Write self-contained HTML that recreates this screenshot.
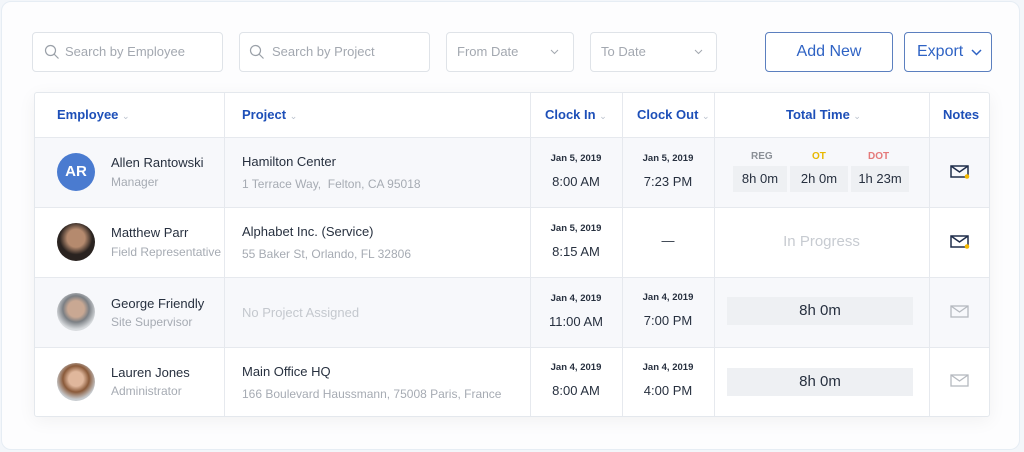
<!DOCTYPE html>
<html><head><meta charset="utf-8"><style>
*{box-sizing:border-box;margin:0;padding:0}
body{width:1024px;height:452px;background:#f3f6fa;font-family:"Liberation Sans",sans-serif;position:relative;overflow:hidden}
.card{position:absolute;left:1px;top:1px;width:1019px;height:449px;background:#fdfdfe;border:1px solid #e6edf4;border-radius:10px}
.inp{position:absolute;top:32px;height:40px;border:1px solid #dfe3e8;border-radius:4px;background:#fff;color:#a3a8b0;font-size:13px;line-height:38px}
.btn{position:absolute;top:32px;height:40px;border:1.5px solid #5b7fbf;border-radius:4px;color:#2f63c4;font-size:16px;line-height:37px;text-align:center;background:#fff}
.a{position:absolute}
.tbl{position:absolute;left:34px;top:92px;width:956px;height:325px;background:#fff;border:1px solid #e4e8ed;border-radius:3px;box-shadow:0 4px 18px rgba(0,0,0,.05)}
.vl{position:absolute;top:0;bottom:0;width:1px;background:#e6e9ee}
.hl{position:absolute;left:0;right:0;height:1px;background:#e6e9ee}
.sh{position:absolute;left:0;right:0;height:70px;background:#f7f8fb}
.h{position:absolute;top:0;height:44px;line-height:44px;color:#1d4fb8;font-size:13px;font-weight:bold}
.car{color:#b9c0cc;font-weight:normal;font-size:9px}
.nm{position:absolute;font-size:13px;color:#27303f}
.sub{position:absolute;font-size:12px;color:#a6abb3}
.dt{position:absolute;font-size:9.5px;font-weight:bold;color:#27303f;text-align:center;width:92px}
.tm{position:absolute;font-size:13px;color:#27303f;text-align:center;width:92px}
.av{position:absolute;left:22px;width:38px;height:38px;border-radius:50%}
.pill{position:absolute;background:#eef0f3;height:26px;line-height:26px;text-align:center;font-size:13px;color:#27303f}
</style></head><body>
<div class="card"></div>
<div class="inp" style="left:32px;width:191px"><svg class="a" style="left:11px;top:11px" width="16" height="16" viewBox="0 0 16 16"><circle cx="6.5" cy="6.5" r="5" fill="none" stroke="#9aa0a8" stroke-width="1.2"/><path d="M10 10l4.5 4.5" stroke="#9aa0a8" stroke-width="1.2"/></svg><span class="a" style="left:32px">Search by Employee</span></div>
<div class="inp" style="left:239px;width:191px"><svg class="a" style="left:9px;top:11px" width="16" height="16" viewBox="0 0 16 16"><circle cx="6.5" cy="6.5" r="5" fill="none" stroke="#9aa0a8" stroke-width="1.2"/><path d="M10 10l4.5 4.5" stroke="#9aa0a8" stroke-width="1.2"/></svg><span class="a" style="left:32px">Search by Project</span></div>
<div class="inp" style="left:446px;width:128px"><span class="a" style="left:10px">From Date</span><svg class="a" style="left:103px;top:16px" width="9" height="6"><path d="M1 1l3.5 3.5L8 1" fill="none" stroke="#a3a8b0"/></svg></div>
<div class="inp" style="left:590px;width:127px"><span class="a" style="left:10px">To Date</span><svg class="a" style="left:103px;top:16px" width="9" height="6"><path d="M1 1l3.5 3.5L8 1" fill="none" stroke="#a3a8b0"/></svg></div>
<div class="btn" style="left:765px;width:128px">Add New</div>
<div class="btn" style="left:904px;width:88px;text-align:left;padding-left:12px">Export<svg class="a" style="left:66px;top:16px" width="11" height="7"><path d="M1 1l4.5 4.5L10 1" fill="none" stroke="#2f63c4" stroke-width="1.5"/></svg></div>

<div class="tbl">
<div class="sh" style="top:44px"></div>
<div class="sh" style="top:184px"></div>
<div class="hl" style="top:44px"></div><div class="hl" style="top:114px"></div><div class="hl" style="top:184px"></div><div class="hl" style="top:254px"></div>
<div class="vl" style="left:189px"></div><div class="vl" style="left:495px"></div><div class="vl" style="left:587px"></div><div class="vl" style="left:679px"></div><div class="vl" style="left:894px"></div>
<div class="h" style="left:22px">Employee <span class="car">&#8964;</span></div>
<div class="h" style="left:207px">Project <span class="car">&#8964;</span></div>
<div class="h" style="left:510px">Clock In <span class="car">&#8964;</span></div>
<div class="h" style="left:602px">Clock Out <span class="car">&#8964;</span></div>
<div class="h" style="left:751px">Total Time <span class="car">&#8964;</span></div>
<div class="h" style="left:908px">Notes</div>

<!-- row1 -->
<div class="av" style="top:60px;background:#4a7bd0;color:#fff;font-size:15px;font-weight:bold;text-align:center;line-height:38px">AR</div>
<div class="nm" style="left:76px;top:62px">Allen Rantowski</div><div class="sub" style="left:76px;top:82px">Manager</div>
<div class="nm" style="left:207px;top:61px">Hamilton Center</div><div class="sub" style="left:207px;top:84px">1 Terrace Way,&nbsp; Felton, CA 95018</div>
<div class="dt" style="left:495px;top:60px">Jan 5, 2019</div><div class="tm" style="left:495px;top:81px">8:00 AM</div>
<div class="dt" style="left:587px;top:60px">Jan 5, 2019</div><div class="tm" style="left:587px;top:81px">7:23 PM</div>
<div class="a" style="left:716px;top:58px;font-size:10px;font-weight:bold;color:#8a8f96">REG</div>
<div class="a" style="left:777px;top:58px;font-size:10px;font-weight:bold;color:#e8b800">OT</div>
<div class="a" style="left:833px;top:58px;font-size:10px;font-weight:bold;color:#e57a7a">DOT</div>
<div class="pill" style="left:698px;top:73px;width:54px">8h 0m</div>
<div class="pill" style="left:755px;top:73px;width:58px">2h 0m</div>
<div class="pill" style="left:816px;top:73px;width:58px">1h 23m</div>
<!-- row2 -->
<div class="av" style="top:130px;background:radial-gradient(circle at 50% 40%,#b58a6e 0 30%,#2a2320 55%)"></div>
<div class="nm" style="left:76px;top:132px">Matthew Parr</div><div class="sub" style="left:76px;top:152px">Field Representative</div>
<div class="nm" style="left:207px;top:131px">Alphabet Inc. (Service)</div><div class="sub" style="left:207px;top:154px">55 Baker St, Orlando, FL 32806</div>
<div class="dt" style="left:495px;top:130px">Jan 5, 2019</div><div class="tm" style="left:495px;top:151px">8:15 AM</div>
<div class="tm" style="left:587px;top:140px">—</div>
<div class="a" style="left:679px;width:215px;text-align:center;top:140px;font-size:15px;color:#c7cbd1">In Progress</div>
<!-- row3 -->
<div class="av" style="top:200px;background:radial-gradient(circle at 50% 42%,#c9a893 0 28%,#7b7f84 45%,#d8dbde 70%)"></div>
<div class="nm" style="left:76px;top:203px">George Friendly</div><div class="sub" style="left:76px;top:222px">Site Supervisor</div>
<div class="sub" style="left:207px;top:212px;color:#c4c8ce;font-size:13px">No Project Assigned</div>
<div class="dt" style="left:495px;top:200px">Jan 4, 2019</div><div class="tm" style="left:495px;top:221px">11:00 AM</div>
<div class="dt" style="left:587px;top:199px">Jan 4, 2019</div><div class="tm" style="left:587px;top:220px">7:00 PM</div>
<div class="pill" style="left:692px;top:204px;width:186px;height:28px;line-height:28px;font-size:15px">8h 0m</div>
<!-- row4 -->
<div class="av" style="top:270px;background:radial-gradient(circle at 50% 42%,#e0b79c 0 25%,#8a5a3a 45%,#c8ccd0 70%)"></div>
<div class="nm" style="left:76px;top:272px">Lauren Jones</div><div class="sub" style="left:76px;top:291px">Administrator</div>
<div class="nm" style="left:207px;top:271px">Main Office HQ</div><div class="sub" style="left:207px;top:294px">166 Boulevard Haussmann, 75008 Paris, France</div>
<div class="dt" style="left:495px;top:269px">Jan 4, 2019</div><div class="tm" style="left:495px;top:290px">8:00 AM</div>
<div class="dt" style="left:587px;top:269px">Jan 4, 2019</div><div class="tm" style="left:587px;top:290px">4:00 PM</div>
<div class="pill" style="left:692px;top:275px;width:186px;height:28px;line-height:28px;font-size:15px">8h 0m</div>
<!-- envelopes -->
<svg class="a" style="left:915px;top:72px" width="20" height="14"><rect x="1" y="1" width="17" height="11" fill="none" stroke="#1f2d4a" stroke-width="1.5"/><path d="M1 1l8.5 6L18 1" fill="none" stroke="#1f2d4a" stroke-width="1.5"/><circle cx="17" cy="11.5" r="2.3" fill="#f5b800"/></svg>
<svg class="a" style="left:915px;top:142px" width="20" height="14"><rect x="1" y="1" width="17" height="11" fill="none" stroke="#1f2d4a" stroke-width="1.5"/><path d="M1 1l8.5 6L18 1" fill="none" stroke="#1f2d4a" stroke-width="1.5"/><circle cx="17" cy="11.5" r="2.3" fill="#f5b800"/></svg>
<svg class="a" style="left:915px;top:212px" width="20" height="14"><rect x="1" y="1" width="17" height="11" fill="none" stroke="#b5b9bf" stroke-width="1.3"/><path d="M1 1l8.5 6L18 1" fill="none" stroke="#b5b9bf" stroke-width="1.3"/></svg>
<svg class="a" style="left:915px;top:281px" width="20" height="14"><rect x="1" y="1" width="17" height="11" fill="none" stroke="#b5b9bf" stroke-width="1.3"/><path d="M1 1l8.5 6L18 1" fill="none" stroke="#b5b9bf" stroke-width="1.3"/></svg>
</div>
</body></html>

------

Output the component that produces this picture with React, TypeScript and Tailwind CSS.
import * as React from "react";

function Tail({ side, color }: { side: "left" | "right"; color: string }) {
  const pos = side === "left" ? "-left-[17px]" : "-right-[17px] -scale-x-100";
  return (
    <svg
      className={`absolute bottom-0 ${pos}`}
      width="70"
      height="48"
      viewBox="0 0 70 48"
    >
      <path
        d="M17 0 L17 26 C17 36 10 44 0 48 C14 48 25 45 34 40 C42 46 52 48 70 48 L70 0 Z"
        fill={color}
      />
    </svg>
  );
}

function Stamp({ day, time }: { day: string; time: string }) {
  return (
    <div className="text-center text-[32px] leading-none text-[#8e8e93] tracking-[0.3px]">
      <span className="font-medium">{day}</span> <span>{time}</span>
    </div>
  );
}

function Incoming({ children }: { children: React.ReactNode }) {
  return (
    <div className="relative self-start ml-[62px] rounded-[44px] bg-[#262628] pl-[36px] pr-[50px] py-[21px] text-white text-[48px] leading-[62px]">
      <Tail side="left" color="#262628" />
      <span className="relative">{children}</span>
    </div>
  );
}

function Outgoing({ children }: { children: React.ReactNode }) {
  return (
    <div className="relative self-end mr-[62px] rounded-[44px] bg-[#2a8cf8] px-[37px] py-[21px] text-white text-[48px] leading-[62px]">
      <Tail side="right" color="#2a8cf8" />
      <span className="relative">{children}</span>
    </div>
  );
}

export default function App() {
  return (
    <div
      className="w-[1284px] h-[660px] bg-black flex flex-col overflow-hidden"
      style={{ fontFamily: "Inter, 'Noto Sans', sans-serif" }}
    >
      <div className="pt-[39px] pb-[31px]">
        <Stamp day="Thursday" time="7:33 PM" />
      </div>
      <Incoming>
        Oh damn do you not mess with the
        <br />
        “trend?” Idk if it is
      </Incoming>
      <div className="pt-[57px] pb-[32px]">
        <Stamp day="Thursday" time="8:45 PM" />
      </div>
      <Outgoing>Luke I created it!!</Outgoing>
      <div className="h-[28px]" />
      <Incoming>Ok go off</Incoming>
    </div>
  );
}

------

**Your goal:**
Reproduce verbatim only the segment of the listing bounded by the line containing "Output the component" and the line containing "import * as", with both boundary lines included.

**Answer in full:**
Output the component that produces this picture with React, TypeScript and Tailwind CSS.
import * as React from "react";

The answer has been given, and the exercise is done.